--- start Information shown ---
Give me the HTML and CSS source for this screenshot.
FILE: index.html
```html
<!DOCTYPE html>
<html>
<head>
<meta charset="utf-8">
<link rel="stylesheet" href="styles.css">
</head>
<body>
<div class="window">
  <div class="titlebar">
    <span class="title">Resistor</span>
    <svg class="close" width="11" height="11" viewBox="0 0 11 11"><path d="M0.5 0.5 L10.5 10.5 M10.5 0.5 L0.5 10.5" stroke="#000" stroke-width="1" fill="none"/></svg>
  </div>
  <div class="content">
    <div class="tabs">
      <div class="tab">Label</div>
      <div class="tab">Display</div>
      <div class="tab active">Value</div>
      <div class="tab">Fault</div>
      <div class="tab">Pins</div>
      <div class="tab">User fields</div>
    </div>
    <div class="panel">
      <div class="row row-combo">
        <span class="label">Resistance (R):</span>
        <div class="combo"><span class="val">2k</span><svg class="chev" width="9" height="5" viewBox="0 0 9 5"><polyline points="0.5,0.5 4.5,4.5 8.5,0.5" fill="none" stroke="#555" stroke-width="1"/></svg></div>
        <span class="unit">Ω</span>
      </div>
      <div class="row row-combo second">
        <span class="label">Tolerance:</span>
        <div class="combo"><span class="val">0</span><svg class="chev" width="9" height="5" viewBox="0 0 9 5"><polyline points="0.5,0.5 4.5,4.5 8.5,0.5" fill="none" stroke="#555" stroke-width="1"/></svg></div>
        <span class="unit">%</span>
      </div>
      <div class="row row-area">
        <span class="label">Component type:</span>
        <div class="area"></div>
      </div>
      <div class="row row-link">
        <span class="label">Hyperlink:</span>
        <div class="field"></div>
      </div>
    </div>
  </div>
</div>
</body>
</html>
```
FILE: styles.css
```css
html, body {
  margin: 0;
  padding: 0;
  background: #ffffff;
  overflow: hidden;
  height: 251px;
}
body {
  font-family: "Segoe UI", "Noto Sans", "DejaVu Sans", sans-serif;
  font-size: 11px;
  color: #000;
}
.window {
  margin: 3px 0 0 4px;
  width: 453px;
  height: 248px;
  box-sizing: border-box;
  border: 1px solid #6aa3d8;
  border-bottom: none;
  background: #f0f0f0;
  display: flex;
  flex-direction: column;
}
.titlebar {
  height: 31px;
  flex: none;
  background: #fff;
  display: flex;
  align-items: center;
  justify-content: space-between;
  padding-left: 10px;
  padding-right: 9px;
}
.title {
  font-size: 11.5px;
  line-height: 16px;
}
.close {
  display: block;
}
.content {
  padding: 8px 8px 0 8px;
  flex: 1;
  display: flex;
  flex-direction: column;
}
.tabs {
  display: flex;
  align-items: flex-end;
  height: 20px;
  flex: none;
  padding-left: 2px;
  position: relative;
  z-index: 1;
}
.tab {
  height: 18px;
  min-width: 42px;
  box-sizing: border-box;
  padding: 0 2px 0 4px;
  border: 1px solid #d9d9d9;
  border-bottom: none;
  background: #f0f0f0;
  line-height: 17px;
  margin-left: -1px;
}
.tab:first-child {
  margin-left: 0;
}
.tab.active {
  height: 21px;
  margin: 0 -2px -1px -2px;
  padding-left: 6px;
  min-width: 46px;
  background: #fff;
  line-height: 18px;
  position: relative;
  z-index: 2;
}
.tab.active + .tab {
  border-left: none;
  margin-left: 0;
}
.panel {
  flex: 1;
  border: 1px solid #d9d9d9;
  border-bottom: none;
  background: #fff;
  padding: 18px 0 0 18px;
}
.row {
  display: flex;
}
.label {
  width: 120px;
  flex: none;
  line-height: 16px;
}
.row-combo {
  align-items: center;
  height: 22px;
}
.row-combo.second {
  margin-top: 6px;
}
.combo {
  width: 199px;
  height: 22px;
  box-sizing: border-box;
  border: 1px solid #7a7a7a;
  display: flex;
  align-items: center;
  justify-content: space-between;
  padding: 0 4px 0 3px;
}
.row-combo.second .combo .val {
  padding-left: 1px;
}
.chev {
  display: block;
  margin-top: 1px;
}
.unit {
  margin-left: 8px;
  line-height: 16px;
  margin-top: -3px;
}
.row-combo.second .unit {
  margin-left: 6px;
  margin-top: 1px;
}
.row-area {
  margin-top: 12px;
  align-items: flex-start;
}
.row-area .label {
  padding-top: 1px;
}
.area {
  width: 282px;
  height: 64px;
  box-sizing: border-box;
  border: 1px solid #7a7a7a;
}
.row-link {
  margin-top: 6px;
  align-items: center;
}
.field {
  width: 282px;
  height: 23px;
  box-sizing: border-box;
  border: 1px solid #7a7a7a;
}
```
--- end Information shown ---
**Task directions**
All of the data above should be transcribed exactly.

**Solution for this exercise**
Give me the HTML and CSS source for this screenshot.
FILE: index.html
```html
<!DOCTYPE html>
<html>
<head>
<meta charset="utf-8">
<link rel="stylesheet" href="styles.css">
</head>
<body>
<div class="window">
  <div class="titlebar">
    <span class="title">Resistor</span>
    <svg class="close" width="11" height="11" viewBox="0 0 11 11"><path d="M0.5 0.5 L10.5 10.5 M10.5 0.5 L0.5 10.5" stroke="#000" stroke-width="1" fill="none"/></svg>
  </div>
  <div class="content">
    <div class="tabs">
      <div class="tab">Label</div>
      <div class="tab">Display</div>
      <div class="tab active">Value</div>
      <div class="tab">Fault</div>
      <div class="tab">Pins</div>
      <div class="tab">User fields</div>
    </div>
    <div class="panel">
      <div class="row row-combo">
        <span class="label">Resistance (R):</span>
        <div class="combo"><span class="val">2k</span><svg class="chev" width="9" height="5" viewBox="0 0 9 5"><polyline points="0.5,0.5 4.5,4.5 8.5,0.5" fill="none" stroke="#555" stroke-width="1"/></svg></div>
        <span class="unit">Ω</span>
      </div>
      <div class="row row-combo second">
        <span class="label">Tolerance:</span>
        <div class="combo"><span class="val">0</span><svg class="chev" width="9" height="5" viewBox="0 0 9 5"><polyline points="0.5,0.5 4.5,4.5 8.5,0.5" fill="none" stroke="#555" stroke-width="1"/></svg></div>
        <span class="unit">%</span>
      </div>
      <div class="row row-area">
        <span class="label">Component type:</span>
        <div class="area"></div>
      </div>
      <div class="row row-link">
        <span class="label">Hyperlink:</span>
        <div class="field"></div>
      </div>
    </div>
  </div>
</div>
</body>
</html>
```
FILE: styles.css
```css
html, body {
  margin: 0;
  padding: 0;
  background: #ffffff;
  overflow: hidden;
  height: 251px;
}
body {
  font-family: "Segoe UI", "Noto Sans", "DejaVu Sans", sans-serif;
  font-size: 11px;
  color: #000;
}
.window {
  margin: 3px 0 0 4px;
  width: 453px;
  height: 248px;
  box-sizing: border-box;
  border: 1px solid #6aa3d8;
  border-bottom: none;
  background: #f0f0f0;
  display: flex;
  flex-direction: column;
}
.titlebar {
  height: 31px;
  flex: none;
  background: #fff;
  display: flex;
  align-items: center;
  justify-content: space-between;
  padding-left: 10px;
  padding-right: 9px;
}
.title {
  font-size: 11.5px;
  line-height: 16px;
}
.close {
  display: block;
}
.content {
  padding: 8px 8px 0 8px;
  flex: 1;
  display: flex;
  flex-direction: column;
}
.tabs {
  display: flex;
  align-items: flex-end;
  height: 20px;
  flex: none;
  padding-left: 2px;
  position: relative;
  z-index: 1;
}
.tab {
  height: 18px;
  min-width: 42px;
  box-sizing: border-box;
  padding: 0 2px 0 4px;
  border: 1px solid #d9d9d9;
  border-bottom: none;
  background: #f0f0f0;
  line-height: 17px;
  margin-left: -1px;
}
.tab:first-child {
  margin-left: 0;
}
.tab.active {
  height: 21px;
  margin: 0 -2px -1px -2px;
  padding-left: 6px;
  min-width: 46px;
  background: #fff;
  line-height: 18px;
  position: relative;
  z-index: 2;
}
.tab.active + .tab {
  border-left: none;
  margin-left: 0;
}
.panel {
  flex: 1;
  border: 1px solid #d9d9d9;
  border-bottom: none;
  background: #fff;
  padding: 18px 0 0 18px;
}
.row {
  display: flex;
}
.label {
  width: 120px;
  flex: none;
  line-height: 16px;
}
.row-combo {
  align-items: center;
  height: 22px;
}
.row-combo.second {
  margin-top: 6px;
}
.combo {
  width: 199px;
  height: 22px;
  box-sizing: border-box;
  border: 1px solid #7a7a7a;
  display: flex;
  align-items: center;
  justify-content: space-between;
  padding: 0 4px 0 3px;
}
.row-combo.second .combo .val {
  padding-left: 1px;
}
.chev {
  display: block;
  margin-top: 1px;
}
.unit {
  margin-left: 8px;
  line-height: 16px;
  margin-top: -3px;
}
.row-combo.second .unit {
  margin-left: 6px;
  margin-top: 1px;
}
.row-area {
  margin-top: 12px;
  align-items: flex-start;
}
.row-area .label {
  padding-top: 1px;
}
.area {
  width: 282px;
  height: 64px;
  box-sizing: border-box;
  border: 1px solid #7a7a7a;
}
.row-link {
  margin-top: 6px;
  align-items: center;
}
.field {
  width: 282px;
  height: 23px;
  box-sizing: border-box;
  border: 1px solid #7a7a7a;
}
```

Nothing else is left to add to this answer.